Mas o normalmente sarcástico e implacável Eagleton, para surpresa de todos, incluindo ele mesmo, parece querer passar da crítica à proposta. Não se trata de otimismo, explica várias vezes em seu último livro – intitulado justamente Hope Without Optimism (Esperança sem Otimismo)—, porque o otimismo é para ele “uma forma de desespero”, mas de uma velha virtude teologal reativada pelo historiador marxista Ernst Bloch: a esperança: “A esperança é um tipo de desejo, mas um que o vincula com um tipo de expectativa. A esperança tem que ser, de alguma forma, viável; tem que ser possível de ser realizada, enquanto o desejo pode não ser. Você pode desejar ser Mick Jagger, mas não pode esperar sê-lo”.

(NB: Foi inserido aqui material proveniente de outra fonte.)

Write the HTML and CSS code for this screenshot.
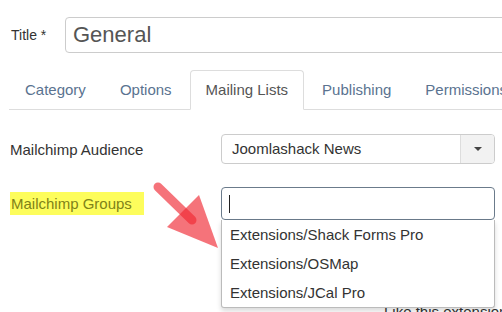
FILE: index.html
```html
<!DOCTYPE html>
<html>
<head>
  <meta charset="UTF-8">
  <meta name="viewport" content="width=device-width, initial-scale=1">
  <title>Mailing Lists</title>
  <link rel="stylesheet" href="styles.css">
</head>
<body>
  <div class="title-row">
    <label class="title-label">Title *</label>
    <div class="title-input">General</div>
  </div>

  <ul class="tabs">
    <li>Category</li>
    <li>Options</li>
    <li class="active">Mailing Lists</li>
    <li>Publishing</li>
    <li>Permissions</li>
  </ul>

  <div class="form">
    <div class="row">
      <label class="label">Mailchimp Audience</label>
      <div class="select">
        <span class="select-value">Joomlashack News</span>
        <span class="select-btn"><span class="caret"></span></span>
      </div>
    </div>

    <div class="row">
      <label class="label"><span class="highlight">Mailchimp Groups</span></label>
      <div class="control">
        <div class="search"><span class="cursor"></span></div>
        <ul class="dropdown">
          <li>Extensions/Shack Forms Pro</li>
          <li>Extensions/OSMap</li>
          <li>Extensions/JCal Pro</li>
        </ul>
      </div>
    </div>

    <p class="side-note">Like this extension?</p>
  </div>

  <!-- annotation arrow drawn over the form -->
  <svg class="pointer" width="502" height="312" viewBox="0 0 502 312">
    <line x1="158" y1="187" x2="192" y2="220" stroke="rgb(240,40,50)" stroke-opacity="0.65" stroke-width="9" stroke-linecap="round"/>
    <polygon points="167,227 199,195 218,248" fill="rgb(240,40,50)" fill-opacity="0.65"/>
  </svg>
</body>
</html>
```

FILE: styles.css
```css
body {
  margin: 0;
  padding: 0;
  width: 502px;
  height: 312px;
  overflow: hidden;
  background: #fff;
  font-family: "Liberation Sans", Arial, sans-serif;
  color: #333;
  position: relative;
}

.title-row {
  display: flex;
  align-items: center;
  padding: 17px 0 0 11px;
}

.title-label {
  width: 54px;
  flex-shrink: 0;
  font-size: 14px;
  color: #333;
}

.title-input {
  flex-shrink: 0;
  width: 520px;
  height: 34px;
  line-height: 34px;
  padding-left: 7px;
  border: 1px solid #ccc;
  border-radius: 4px;
  font-size: 22px;
  color: #555;
}

.tabs {
  display: flex;
  list-style: none;
  margin: 17px 0 0 9px;
  padding: 0;
  border-bottom: 1px solid #ddd;
  white-space: nowrap;
}

.tabs li {
  padding: 9px 15px;
  margin-right: 2px;
  margin-bottom: -1px;
  line-height: 20px;
  font-size: 15px;
  color: #5a7390;
  border: 1px solid transparent;
  border-radius: 4px 4px 0 0;
}

.tabs li.active {
  color: #555;
  border-color: #ddd #ddd transparent;
  background: #fff;
}

.form {
  padding: 24px 0 0 10px;
}

.row {
  display: flex;
  align-items: center;
  margin-bottom: 23px;
}

.label {
  width: 211px;
  flex-shrink: 0;
  font-size: 15px;
  color: #333;
}

.highlight {
  background: #fdfd5c;
  color: #7f8218;
  padding: 3px 12px 3px 1px;
}

.select {
  display: flex;
  width: 272px;
  height: 28px;
  border: 1px solid #ccc;
  border-radius: 4px;
  overflow: hidden;
}

.select-value {
  flex: 1;
  padding-left: 10px;
  line-height: 28px;
  font-size: 15px;
  color: #333;
}

.select-btn {
  width: 33px;
  display: flex;
  align-items: center;
  justify-content: center;
  background: #f2f2f2;
  border-left: 1px solid #ddd;
}

.caret {
  width: 0;
  height: 0;
  border-left: 4px solid transparent;
  border-right: 4px solid transparent;
  border-top: 4px solid #444;
}

.control {
  position: relative;
}

.search {
  width: 272px;
  height: 31px;
  border: 1px solid #6b7b8b;
  border-radius: 4px;
  display: flex;
  align-items: center;
}

.cursor {
  margin-left: 7px;
  width: 1px;
  height: 18px;
  background: #222;
}

.dropdown {
  position: absolute;
  top: 33px;
  left: 0;
  z-index: 2;
  width: 272px;
  margin: 0;
  padding: 0;
  list-style: none;
  background: #fff;
  border: 1px solid #bbb;
  border-top: none;
  border-radius: 0 0 3px 3px;
  box-shadow: 0 3px 5px rgba(0, 0, 0, 0.15);
}

.dropdown li {
  padding-left: 8px;
  height: 29px;
  line-height: 29px;
  font-size: 15px;
  color: #333;
}

.side-note {
  margin: 83px 0 0 374px;
  line-height: 17px;
  font-size: 15px;
  color: #333;
  white-space: nowrap;
}

.pointer {
  position: absolute;
  top: 0;
  left: 0;
  z-index: 3;
  pointer-events: none;
}
```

Mas, que podemos esperar da esperança em uma Europa em crise que só parece estar de acordo em estar em desacordo? “Continuamos esperando conseguir as coisas que tradicionalmente quisemos: justiça, igualdade, fraternidade, ausência de pobreza e de violência, etcetera. É pouco provável que exista alguma vez uma sociedade de seres humanos sem violência ou injustiça de algum tipo, mas, dados os recursos globais que possuímos, está totalmente dentro de nossas possibilidades acabar com a pobreza. Nosso sistema de propriedade é o que impede que isso aconteça, e claramente poderia ser mudado.”

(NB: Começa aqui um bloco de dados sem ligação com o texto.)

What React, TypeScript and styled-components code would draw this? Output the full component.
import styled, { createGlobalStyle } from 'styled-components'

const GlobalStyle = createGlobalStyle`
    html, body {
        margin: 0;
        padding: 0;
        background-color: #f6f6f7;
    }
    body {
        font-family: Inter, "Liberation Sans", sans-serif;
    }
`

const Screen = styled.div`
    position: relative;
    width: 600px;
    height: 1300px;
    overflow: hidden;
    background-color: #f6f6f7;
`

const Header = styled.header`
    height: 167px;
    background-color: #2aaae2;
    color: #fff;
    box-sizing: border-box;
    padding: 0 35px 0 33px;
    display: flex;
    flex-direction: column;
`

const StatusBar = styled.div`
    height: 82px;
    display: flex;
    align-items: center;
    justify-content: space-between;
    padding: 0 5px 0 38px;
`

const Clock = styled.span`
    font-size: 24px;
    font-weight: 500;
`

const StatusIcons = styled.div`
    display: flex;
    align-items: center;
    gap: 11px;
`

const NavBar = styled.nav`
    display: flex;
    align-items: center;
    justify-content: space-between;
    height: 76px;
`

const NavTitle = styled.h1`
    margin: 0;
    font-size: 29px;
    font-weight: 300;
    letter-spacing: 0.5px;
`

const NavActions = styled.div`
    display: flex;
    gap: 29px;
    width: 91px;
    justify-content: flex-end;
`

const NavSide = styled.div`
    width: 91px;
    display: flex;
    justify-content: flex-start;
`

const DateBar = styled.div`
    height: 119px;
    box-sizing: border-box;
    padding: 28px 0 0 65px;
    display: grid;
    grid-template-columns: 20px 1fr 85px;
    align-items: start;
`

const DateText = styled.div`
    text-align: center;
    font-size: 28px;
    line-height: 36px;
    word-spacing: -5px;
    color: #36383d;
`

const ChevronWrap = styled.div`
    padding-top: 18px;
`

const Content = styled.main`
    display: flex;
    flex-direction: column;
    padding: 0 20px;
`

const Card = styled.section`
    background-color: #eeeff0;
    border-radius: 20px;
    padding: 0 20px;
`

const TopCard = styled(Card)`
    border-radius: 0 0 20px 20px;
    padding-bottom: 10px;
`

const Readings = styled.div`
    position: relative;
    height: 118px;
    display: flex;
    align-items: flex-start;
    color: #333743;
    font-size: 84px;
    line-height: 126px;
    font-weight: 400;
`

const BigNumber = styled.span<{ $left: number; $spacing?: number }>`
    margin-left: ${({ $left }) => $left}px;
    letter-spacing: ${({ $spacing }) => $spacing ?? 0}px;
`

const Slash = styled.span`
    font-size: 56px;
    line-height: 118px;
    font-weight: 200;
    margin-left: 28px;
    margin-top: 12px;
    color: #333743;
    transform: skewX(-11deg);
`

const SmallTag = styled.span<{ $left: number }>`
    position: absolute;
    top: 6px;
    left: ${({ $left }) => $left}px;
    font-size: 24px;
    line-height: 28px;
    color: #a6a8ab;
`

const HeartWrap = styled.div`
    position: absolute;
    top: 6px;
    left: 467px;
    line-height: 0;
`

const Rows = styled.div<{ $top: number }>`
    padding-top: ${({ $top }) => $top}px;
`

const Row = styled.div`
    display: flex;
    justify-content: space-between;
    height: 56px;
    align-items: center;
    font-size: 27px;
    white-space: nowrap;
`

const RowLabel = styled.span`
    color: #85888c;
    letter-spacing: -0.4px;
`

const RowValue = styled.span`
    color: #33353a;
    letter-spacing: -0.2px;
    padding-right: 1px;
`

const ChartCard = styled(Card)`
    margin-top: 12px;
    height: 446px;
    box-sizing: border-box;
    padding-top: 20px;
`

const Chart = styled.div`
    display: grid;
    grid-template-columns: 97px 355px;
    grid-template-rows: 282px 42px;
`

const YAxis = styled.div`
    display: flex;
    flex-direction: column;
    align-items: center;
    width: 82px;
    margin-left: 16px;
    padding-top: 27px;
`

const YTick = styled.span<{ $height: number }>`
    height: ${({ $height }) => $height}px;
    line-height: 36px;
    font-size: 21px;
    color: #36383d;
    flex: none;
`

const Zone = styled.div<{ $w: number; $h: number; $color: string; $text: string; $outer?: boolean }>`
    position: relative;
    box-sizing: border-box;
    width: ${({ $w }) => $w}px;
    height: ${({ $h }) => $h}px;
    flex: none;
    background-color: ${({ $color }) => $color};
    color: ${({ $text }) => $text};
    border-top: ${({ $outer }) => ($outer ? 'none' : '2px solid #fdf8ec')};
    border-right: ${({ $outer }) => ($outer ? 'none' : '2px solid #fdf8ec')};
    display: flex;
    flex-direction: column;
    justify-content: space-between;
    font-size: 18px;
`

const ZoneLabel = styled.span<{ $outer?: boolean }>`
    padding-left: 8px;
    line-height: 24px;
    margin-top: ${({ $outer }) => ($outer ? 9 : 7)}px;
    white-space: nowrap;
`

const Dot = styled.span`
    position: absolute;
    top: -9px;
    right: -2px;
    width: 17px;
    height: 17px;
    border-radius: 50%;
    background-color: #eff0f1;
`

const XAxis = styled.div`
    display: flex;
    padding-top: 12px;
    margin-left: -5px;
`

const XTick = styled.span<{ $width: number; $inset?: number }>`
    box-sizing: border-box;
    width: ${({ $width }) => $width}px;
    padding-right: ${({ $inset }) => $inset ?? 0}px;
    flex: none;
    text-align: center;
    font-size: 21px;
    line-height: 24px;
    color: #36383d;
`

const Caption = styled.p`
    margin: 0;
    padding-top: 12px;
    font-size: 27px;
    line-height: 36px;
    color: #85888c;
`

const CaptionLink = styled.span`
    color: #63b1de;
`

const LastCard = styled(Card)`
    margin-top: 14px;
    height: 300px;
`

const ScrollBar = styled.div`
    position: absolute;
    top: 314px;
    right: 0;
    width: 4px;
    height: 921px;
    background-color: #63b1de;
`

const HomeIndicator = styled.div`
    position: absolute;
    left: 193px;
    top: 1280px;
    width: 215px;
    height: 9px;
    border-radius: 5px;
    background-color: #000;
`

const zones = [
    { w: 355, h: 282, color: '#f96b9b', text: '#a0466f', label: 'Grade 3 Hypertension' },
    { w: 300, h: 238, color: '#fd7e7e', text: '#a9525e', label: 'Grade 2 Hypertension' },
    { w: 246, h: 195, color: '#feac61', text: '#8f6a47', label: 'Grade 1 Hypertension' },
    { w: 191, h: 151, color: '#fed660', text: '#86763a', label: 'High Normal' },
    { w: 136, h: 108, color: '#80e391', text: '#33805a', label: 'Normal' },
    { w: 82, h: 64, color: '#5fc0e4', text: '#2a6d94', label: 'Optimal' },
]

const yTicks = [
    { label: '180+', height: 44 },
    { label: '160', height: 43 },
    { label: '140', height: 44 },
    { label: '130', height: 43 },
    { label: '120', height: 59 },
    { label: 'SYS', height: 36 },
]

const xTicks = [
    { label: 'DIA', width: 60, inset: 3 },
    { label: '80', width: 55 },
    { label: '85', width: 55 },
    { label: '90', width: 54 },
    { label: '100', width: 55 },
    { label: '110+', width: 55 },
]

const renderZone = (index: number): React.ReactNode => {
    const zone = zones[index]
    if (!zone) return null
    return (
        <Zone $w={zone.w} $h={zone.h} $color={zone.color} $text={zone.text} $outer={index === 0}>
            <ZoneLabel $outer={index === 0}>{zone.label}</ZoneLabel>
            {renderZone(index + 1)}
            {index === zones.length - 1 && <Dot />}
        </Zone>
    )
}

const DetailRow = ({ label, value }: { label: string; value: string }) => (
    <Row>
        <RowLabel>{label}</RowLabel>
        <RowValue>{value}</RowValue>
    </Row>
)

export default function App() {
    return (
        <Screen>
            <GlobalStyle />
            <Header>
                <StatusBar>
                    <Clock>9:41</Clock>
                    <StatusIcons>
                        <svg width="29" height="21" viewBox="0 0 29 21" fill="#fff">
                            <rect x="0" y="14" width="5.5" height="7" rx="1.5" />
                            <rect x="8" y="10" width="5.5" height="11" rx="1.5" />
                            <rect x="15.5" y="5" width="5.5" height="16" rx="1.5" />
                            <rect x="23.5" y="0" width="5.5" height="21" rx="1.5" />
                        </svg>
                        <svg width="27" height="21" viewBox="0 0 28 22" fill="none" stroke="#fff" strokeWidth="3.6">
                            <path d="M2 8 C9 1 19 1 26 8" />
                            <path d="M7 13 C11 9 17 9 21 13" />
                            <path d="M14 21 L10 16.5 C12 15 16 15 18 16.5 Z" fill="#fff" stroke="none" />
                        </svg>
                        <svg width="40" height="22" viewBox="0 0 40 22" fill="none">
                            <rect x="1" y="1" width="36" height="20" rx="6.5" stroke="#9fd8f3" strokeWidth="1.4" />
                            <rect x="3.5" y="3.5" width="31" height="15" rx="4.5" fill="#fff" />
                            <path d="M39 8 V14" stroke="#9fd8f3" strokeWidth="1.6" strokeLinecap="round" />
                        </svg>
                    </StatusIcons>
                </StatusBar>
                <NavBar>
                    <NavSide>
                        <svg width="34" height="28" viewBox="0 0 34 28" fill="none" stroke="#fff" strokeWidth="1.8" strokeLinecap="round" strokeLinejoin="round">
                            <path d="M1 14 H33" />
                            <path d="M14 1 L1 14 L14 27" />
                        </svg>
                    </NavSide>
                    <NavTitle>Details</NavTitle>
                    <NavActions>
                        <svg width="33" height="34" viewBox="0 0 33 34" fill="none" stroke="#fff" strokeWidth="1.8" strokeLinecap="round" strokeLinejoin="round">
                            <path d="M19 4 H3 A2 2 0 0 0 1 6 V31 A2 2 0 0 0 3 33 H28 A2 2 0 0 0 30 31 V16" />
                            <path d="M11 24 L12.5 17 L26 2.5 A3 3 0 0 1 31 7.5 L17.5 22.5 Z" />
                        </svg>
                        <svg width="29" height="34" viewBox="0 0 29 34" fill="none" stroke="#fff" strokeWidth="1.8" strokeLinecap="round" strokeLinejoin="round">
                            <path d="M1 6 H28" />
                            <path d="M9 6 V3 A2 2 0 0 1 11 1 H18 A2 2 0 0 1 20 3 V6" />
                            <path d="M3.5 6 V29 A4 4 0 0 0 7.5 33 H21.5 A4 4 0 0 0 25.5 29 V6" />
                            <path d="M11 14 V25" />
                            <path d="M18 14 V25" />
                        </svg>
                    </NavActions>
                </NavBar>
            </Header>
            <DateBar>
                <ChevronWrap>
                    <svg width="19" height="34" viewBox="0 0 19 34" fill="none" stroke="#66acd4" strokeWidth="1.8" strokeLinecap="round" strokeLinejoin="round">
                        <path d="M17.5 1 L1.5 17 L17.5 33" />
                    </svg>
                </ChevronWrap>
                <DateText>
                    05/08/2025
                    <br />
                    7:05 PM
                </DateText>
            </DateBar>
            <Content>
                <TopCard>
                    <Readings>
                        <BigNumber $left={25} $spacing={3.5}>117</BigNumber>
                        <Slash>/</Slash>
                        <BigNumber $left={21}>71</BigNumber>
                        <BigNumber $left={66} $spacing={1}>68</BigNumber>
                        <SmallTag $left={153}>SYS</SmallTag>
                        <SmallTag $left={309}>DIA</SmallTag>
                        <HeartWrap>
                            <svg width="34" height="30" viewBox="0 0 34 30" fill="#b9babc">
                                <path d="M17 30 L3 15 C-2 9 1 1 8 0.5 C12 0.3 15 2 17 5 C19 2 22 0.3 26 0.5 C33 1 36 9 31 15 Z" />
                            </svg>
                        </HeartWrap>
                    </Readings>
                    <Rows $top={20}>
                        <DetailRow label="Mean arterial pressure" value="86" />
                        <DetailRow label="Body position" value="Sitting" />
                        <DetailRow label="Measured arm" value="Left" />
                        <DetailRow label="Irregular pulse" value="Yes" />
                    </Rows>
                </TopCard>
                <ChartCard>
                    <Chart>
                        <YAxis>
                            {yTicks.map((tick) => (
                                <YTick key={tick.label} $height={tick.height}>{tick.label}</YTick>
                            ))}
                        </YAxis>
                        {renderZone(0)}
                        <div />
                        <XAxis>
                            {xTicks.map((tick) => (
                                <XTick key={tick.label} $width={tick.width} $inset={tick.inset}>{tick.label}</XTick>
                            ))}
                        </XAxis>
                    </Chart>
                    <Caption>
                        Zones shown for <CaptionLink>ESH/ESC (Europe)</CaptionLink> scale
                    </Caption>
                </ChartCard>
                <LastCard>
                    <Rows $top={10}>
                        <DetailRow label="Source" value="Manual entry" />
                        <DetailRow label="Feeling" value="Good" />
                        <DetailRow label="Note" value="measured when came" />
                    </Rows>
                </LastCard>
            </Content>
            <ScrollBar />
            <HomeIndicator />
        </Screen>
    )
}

Soa então inevitável a palavra revolução, que não é de todo estranha nesse tenaz militante do Partido Socialista dos Trabalhadores. “Quando as pessoas escutam a palavra revolução pensam imediatamente em sangue e barricadas. Mas houve revoluções de veludo, como também revoluções violentas. A revolução bolchevique esteve bastante livre de violência. Alguns processos de reforma foram muito mais sangrentos que algumas revoluções. De todo modo, as revoluções não ocorrem de um dia para o outro. As revoluções que deram lugar às sociedades modernas de classe média levaram séculos em sua evolução. Marx enaltece as classes médias como a força mais revolucionária jamais vista na história da humanidade. Suponho que um revolucionário seja alguém que acredita que não é possível ter o tipo de justiça e bem-estar que necessitamos sem uma transformação completa. Isso, para mim, seria um ponto de vista realista, não extremista. A queda do apartheid na África do Sul também foi uma revolução (política, não econômica) e ninguém considera fanático ou extremista tê-la apoiado. Todo aquele que acredita que foi correto que os Estados Unidos deixassem de ser uma colônia é um defensor da revolução. Ou seja, mais ou menos todo o mundo é.”
Eagleton se defende ao longo do livro de ser um otimista, mas está muito longe de ser um pessimista. Quando se pergunta a ele se o mundo está pior ou melhor que há 50 anos, não duvida em responder que melhorou em aspectos fundamentais. Sua querela com o otimismo como ideologia se baseia justamente em sua falta de fé em que o mundo ainda poderia melhorar muito mais: “A pergunta é se é viável empreender mudanças que poderiam modificar nosso mundo de modo significativo. E a resposta realista a esta pergunta é, sem dúvida, sim. Nesse sentido, os realistas são aqueles que acreditam na possibilidade de tal transformação, e os que têm a cabeça nas nuvens são os que pensam que as coisas sempre continuarão mais ou menos como sempre foram. Por volta do ano 2000, os teóricos falavam da suposta morte da história. Segundo eles, a história, efetivamente, estava acabada, o capitalismo era a única opção a nosso alcance, e nada dramático poderia acontecer. Logo depois dois aviões se espatifaram contra o World Trade Center. Daí tivemos a suposta guerra contra o terror, depois um dos maiores colapsos da história do capitalismo, depois as primaveras árabes, a crise da imigração, etcétera.”
O auge do fundamentalismo está ligado, para Eagleton, a uma outra de suas obsessões: como ler ou como não ler ficção ou poesia? “O fundamentalismo, de qualquer tipo, é essencialmente um equívoco que se comete quanto à natureza da leitura. Ele imagina que o significado dos signos se fixa imutavelmente ao longo dos tempos. Mas a verdade é que um sinal cujo significado não pudesse se alterar entre um contexto e outro simplesmente não seria um signo. Os signos devem ser, por definição, portáteis: podem ser transportados de uma situação e acumular novos significados na interação com os signos que os cercam. Por isso, não pode haver leitura sem interpretação.
Para Eagleton, “o fundamentalismo tem suas raízes não no ódio, mas no medo, o medo de um mundo moderno e mutante, em que tudo está em movimento, onde a realidade é transitória e com um final não definido, onde as certezas e os pilares mais sólidos parecem ter desaparecido. Nesse sentido, é a outra face do pós-modernismo”.